Nanayakkara also reminisced over how the party ranks had to be assembled to nominate Mahinda Rajapaksa as the Prime Minister ahead of other plans of the Party Leader. After the latter’s triumphant journey to the President’s House, Nanayakkara says he is keen to see the same people centered policies being continued by the Rajapaksa regime. “He must continue the “Mahinda Chinthanaya” and ensure that there is more state involvement in the market. The lowest 30% population must be heard. Right now they are shunned and sidelined. They need more than a few subsidies. We must take care of our migrant workers and ensure the flow remittances towards local investment; give a fair share of the produce to the farmer and eliminate the adverse effects of middle men. It is important that we invite genuine investors and not robber barons as previous Governments did.”

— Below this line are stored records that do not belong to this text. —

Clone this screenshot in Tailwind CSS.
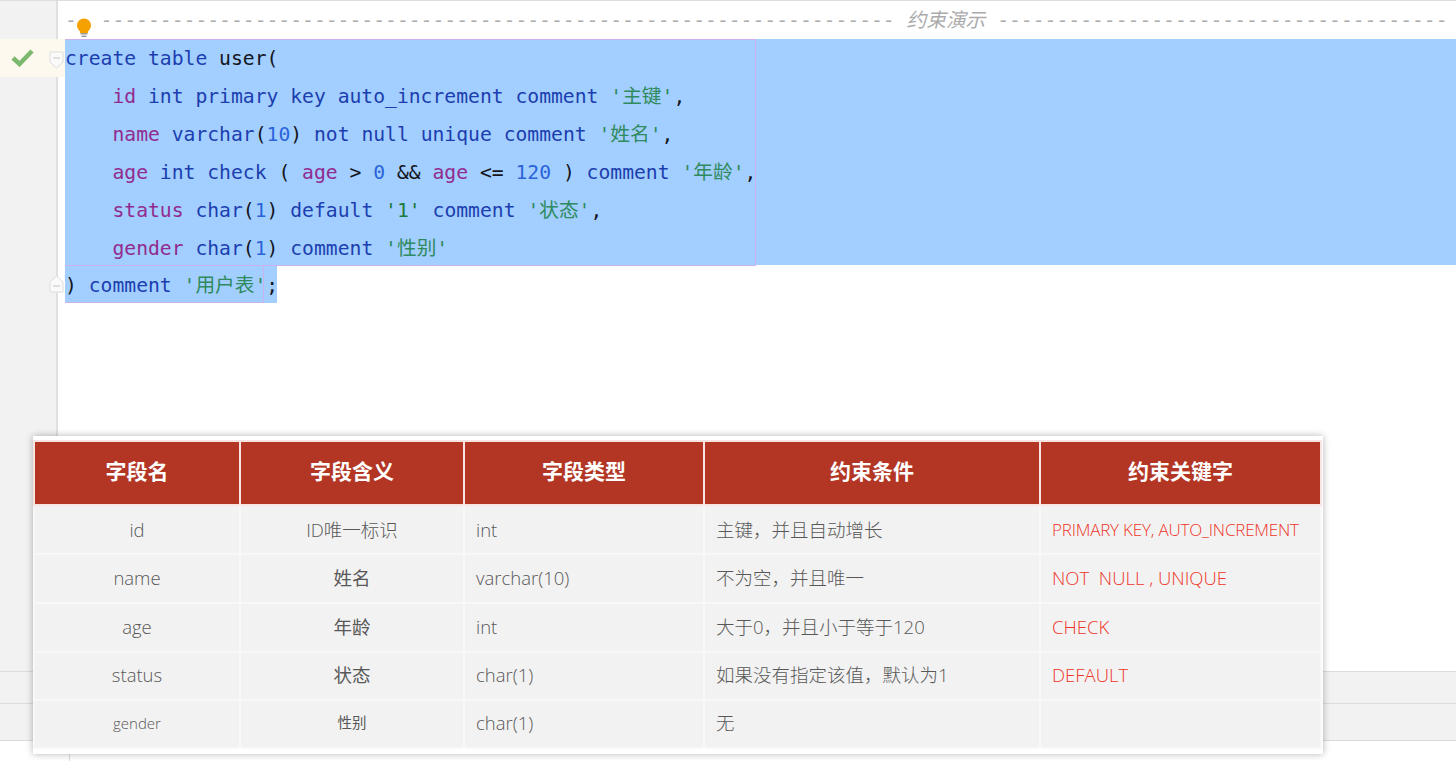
<!DOCTYPE html>
<html lang="zh">
<head>
<meta charset="utf-8">
<title>约束演示</title>
<script src="https://cdn.jsdelivr.net/npm/@tailwindcss/browser@4"></script>
</head>
<body class="relative w-[1456px] h-[761px] overflow-hidden bg-white">
<div class="flex flex-col h-full border-t border-[#dedede] font-['DejaVu_Sans_Mono','Noto_Sans_CJK_SC',monospace] text-[19.7px] text-[#14141c]">
  <!-- comment line -->
  <div class="flex h-[38px] shrink-0">
    <div class="w-[58px] bg-[#f2f2f2] border-r-2 border-[#e0e0e0]"></div>
    <div class="pl-[7px] leading-[40px] whitespace-pre text-[#ababab] overflow-hidden flex-1">-- ------------------------------------------------------------------- <span class="italic">约束演示</span> --------------------------------------</div>
  </div>
  <!-- selected lines -->
  <div class="flex h-[38px] shrink-0 leading-[40px]">
    <div class="relative w-[65px] bg-[#fdf9ee] shrink-0">
      <svg class="absolute left-[11px] top-[10px]" width="23" height="18" viewBox="0 0 23 18"><path d="M2 9 L8.5 15 L21 2" fill="none" stroke="#7db86f" stroke-width="4.5"/></svg>
      <svg class="absolute left-[49px] top-[12px]" width="15" height="18" viewBox="0 0 15 18"><path d="M1 1 H14 V11 L7.5 17 L1 11 Z" fill="#fafafa" stroke="#dddddd"/><path d="M4 7 H11" stroke="#c4c4c4"/></svg>
    </div>
    <div class="flex-1 bg-[#a2cfff] whitespace-pre"><span class="text-[#1c3eaf]">create table</span> user(</div>
  </div>
  <div class="flex h-[38px] shrink-0 leading-[40px]">
    <div class="w-[58px] bg-[#f2f2f2] border-r-2 border-[#e0e0e0]"></div><div class="w-[7px]"></div>
    <div class="flex-1 bg-[#a2cfff] whitespace-pre">    <span class="text-[#922b8f]">id</span> <span class="text-[#1c3eaf]">int primary key auto_increment comment</span> <span class="text-[#2f8a5e]">'主键'</span>,</div>
  </div>
  <div class="flex h-[38px] shrink-0 leading-[40px]">
    <div class="w-[58px] bg-[#f2f2f2] border-r-2 border-[#e0e0e0]"></div><div class="w-[7px]"></div>
    <div class="flex-1 bg-[#a2cfff] whitespace-pre">    <span class="text-[#922b8f]">name</span> <span class="text-[#1c3eaf]">varchar</span>(<span class="text-[#2b63d9]">10</span>) <span class="text-[#1c3eaf]">not null unique comment</span> <span class="text-[#2f8a5e]">'姓名'</span>,</div>
  </div>
  <div class="flex h-[38px] shrink-0 leading-[40px]">
    <div class="w-[58px] bg-[#f2f2f2] border-r-2 border-[#e0e0e0]"></div><div class="w-[7px]"></div>
    <div class="flex-1 bg-[#a2cfff] whitespace-pre">    <span class="text-[#922b8f]">age</span> <span class="text-[#1c3eaf]">int check</span> ( <span class="text-[#922b8f]">age</span> &gt; <span class="text-[#2b63d9]">0</span> &amp;&amp; <span class="text-[#922b8f]">age</span> &lt;= <span class="text-[#2b63d9]">120</span> ) <span class="text-[#1c3eaf]">comment</span> <span class="text-[#2f8a5e]">'年龄'</span>,</div>
  </div>
  <div class="flex h-[38px] shrink-0 leading-[40px]">
    <div class="w-[58px] bg-[#f2f2f2] border-r-2 border-[#e0e0e0]"></div><div class="w-[7px]"></div>
    <div class="flex-1 bg-[#a2cfff] whitespace-pre">    <span class="text-[#922b8f]">status</span> <span class="text-[#1c3eaf]">char</span>(<span class="text-[#2b63d9]">1</span>) <span class="text-[#1c3eaf]">default</span> <span class="text-[#1d7a3a]">'1'</span> <span class="text-[#1c3eaf]">comment</span> <span class="text-[#2f8a5e]">'状态'</span>,</div>
  </div>
  <div class="flex h-[36px] shrink-0 leading-[40px]">
    <div class="w-[58px] bg-[#f2f2f2] border-r-2 border-[#e0e0e0]"></div><div class="w-[7px]"></div>
    <div class="flex-1 bg-[#a2cfff] whitespace-pre">    <span class="text-[#922b8f]">gender</span> <span class="text-[#1c3eaf]">char</span>(<span class="text-[#2b63d9]">1</span>) <span class="text-[#1c3eaf]">comment</span> <span class="text-[#2f8a5e]">'性别'</span></div>
  </div>
  <div class="flex h-[38px] shrink-0 leading-[42px]">
    <div class="relative w-[58px] bg-[#f2f2f2] border-r-2 border-[#e0e0e0]">
      <svg class="absolute left-[49px] top-[10px] z-10" width="15" height="18" viewBox="0 0 15 18"><path d="M1 17 H14 V7 L7.5 1 L1 7 Z" fill="#fafafa" stroke="#dddddd"/><path d="M4 11 H11" stroke="#c4c4c4"/></svg>
    </div><div class="w-[7px]"></div>
    <div class="w-[212px] h-[38px] bg-[#a2cfff] whitespace-pre">) <span class="text-[#1c3eaf]">comment</span> <span class="text-[#2f8a5e]">'用户表'</span>;</div>
  </div>
  <div class="flex flex-1">
    <div class="w-[58px] bg-[#f2f2f2] border-r-2 border-[#e0e0e0]"></div>
  </div>
  <!-- lower tool bars -->
  <div class="h-[32px] shrink-0 bg-[#f2f2f2] border-t border-[#dcdcdc]"></div>
  <div class="h-[38px] shrink-0 bg-[#f2f2f2] border-y border-[#dcdcdc]"></div>
  <div class="h-[20px] shrink-0 flex"><div class="w-[70px] border-r border-[#dcdcdc]"></div></div>
</div>

<!-- selection outline -->
<div class="absolute left-[65px] top-[39px] w-[691px] h-[227px] border border-[#c9b2ee] border-l-0 pointer-events-none"></div>
<div class="absolute left-[65px] top-[265px] w-[199px] h-[38px] border-r border-b border-[#c9b2ee] pointer-events-none"></div>

<!-- hint bulb -->
<svg class="absolute left-[76px] top-[18px]" width="16" height="20" viewBox="0 0 16 20"><circle cx="8" cy="7.5" r="7" fill="#f5a100"/><rect x="4" y="12" width="8" height="3" fill="#f5a100"/><rect x="4.5" y="15" width="7" height="1.5" fill="#9a9a9a"/><rect x="5.5" y="17.5" width="5" height="1.5" fill="#9a9a9a"/></svg>

<!-- constraint table -->
<div class="absolute left-[33px] top-[436px] w-[1290px] h-[318px] bg-white shadow-[0_0_7px_rgba(0,0,0,0.3)] pt-[4px] font-['Open_Sans','Noto_Sans_CJK_SC',sans-serif]">
  <table class="table-fixed border-collapse w-[1287px] text-[18.5px] text-[#585858]">
    <colgroup><col class="w-[206px]"><col class="w-[224px]"><col class="w-[240px]"><col class="w-[336px]"><col class="w-[281px]"></colgroup>
    <thead>
      <tr class="h-[64px] bg-[#b33625] text-white text-[21px] font-bold">
        <th class="border-2 border-[#f6e5e2] pb-[2px]">字段名</th>
        <th class="border-2 border-[#f6e5e2] pb-[2px]">字段含义</th>
        <th class="border-2 border-[#f6e5e2] pb-[2px]">字段类型</th>
        <th class="border-2 border-[#f6e5e2] pb-[2px]">约束条件</th>
        <th class="border-2 border-[#f6e5e2] pb-[2px]">约束关键字</th>
      </tr>
    </thead>
    <tbody class="bg-[#f2f2f2] font-light">
      <tr class="h-[49px]">
        <td class="border-2 border-[#f8f8f8] text-center">id</td>
        <td class="border-2 border-[#f8f8f8] text-center">ID唯一标识</td>
        <td class="border-2 border-[#f8f8f8] pl-[11px]">int</td>
        <td class="border-2 border-[#f8f8f8] pl-[11px]">主键，并且自动增长</td>
        <td class="border-2 border-[#f8f8f8] pl-[11px] text-[#ee3528] text-[17px] tracking-[-0.2px]">PRIMARY KEY, AUTO_INCREMENT</td>
      </tr>
      <tr class="h-[49px]">
        <td class="border-2 border-[#f8f8f8] text-center pb-[2px]">name</td>
        <td class="border-2 border-[#f8f8f8] text-center font-normal pb-[2px]">姓名</td>
        <td class="border-2 border-[#f8f8f8] pl-[11px] pb-[2px]">varchar(10)</td>
        <td class="border-2 border-[#f8f8f8] pl-[11px] pb-[2px]">不为空，并且唯一</td>
        <td class="border-2 border-[#f8f8f8] pl-[11px] pb-[2px] text-[#ee3528] whitespace-pre">NOT  NULL , UNIQUE</td>
      </tr>
      <tr class="h-[49px]">
        <td class="border-2 border-[#f8f8f8] text-center pb-[2px]">age</td>
        <td class="border-2 border-[#f8f8f8] text-center font-normal pb-[2px]">年龄</td>
        <td class="border-2 border-[#f8f8f8] pl-[11px] pb-[2px]">int</td>
        <td class="border-2 border-[#f8f8f8] pl-[11px] pb-[2px]">大于0，并且小于等于120</td>
        <td class="border-2 border-[#f8f8f8] pl-[11px] pb-[2px] text-[#ee3528]">CHECK</td>
      </tr>
      <tr class="h-[48px]">
        <td class="border-2 border-[#f8f8f8] text-center pb-[2px]">status</td>
        <td class="border-2 border-[#f8f8f8] text-center font-normal pb-[2px]">状态</td>
        <td class="border-2 border-[#f8f8f8] pl-[11px] pb-[2px]">char(1)</td>
        <td class="border-2 border-[#f8f8f8] pl-[11px] pb-[2px]">如果没有指定该值，默认为1</td>
        <td class="border-2 border-[#f8f8f8] pl-[11px] pb-[2px] text-[#ee3528]">DEFAULT</td>
      </tr>
      <tr class="h-[48px]">
        <td class="border-2 border-[#f8f8f8] text-center text-[15px] pb-[2px]">gender</td>
        <td class="border-2 border-[#f8f8f8] text-center text-[14.5px] font-normal pb-[2px]">性别</td>
        <td class="border-2 border-[#f8f8f8] pl-[11px] pb-[2px]">char(1)</td>
        <td class="border-2 border-[#f8f8f8] pl-[11px] pb-[2px]">无</td>
        <td class="border-2 border-[#f8f8f8] pl-[11px]"></td>
      </tr>
    </tbody>
  </table>
</div>
</body>
</html>
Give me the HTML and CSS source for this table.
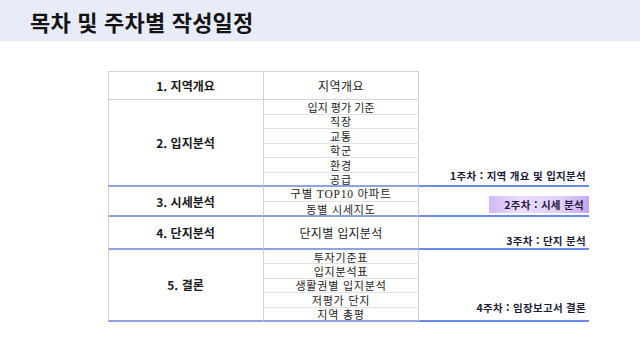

The Presidential Advisor was also adamantly against the conflict insisting that military and political solutions are, “two sides of the same coin,” and that they should be implemented side by side. He questioned the wisdom of remaining until the end of the war to put in place a political solution, and urged the President to seriously consider the matter.

Along with Nanayakkara and the rest of this nation, the memories of President Mahinda Rajapaksa are still being collected. Undoubtedly the road here has been long and hard, but the way to travel is even longer. Ultimately history gives a verdict based on the entire journey and that final paragraph is finely poised but yet to be penned.